FIRST EDITION, folio, pp. [viii], 188, [6] + folding map and 66 plates (several folding). Contemporary sprinkled calf, boards bordered with a double gilt rule inside a dashed gilt rule, spine gilt in compartments. A couple of plates trimmed, in two cases with loss of plate number (one of these also bound upside down), a few short handling tears and the odd spot. Joints splitting at ends, spine gilt largely rubbed, new red morocco label, endpapers foxed, a piece of leather scraped from rear board. Booklabel of William Draycott to front pastedown.

Notes

The antiquary Alexander Gordon (c.1692-1754?) was inspired to investigate the Roman antiquities of Scotland by dismissive remarks of William Stukeley's concerning Scots interest in antiquity, and enabled by the patronage of the eighth earl of Pembroke.
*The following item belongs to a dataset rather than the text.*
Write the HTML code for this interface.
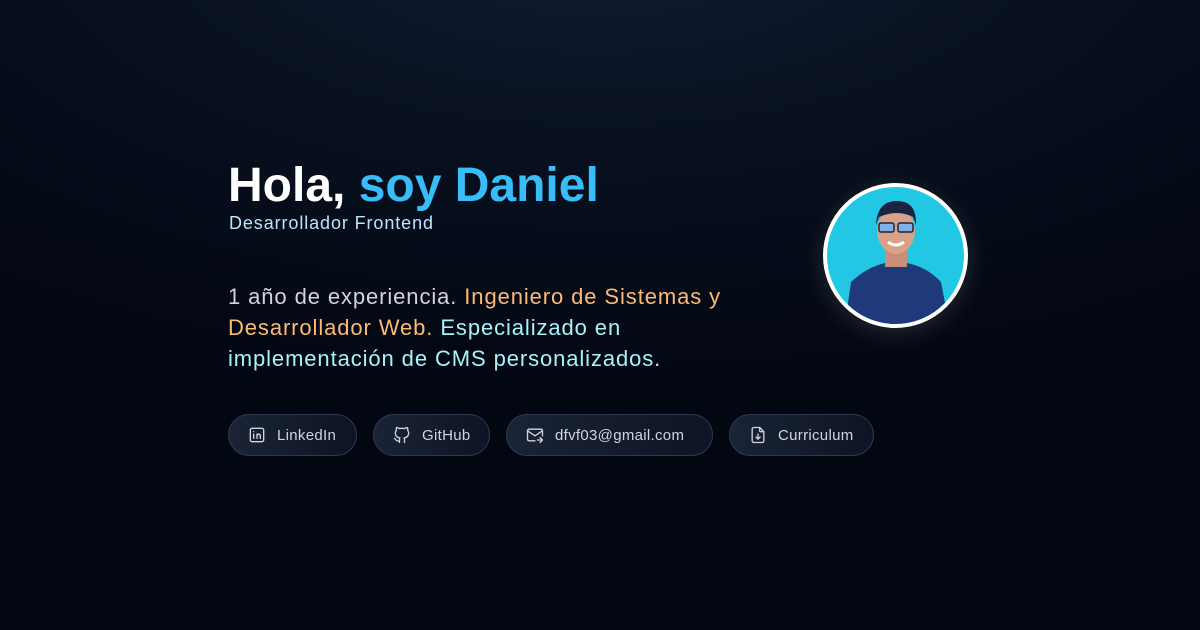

Gordon's travels 'led to the compilation of a record of great contemporary importance and some lasting value', specifically this 'lasting memorial in which work he not only enshrined the antiquities of Roman Scotland and traced the route of Agricola's campaign but also ensured his own immortality in the fiction of Walter Scott' (ODNB), being read by the titular character in The Antiquary.
A subscriber's copy: William Draycott, Esq. subscribed for one copy.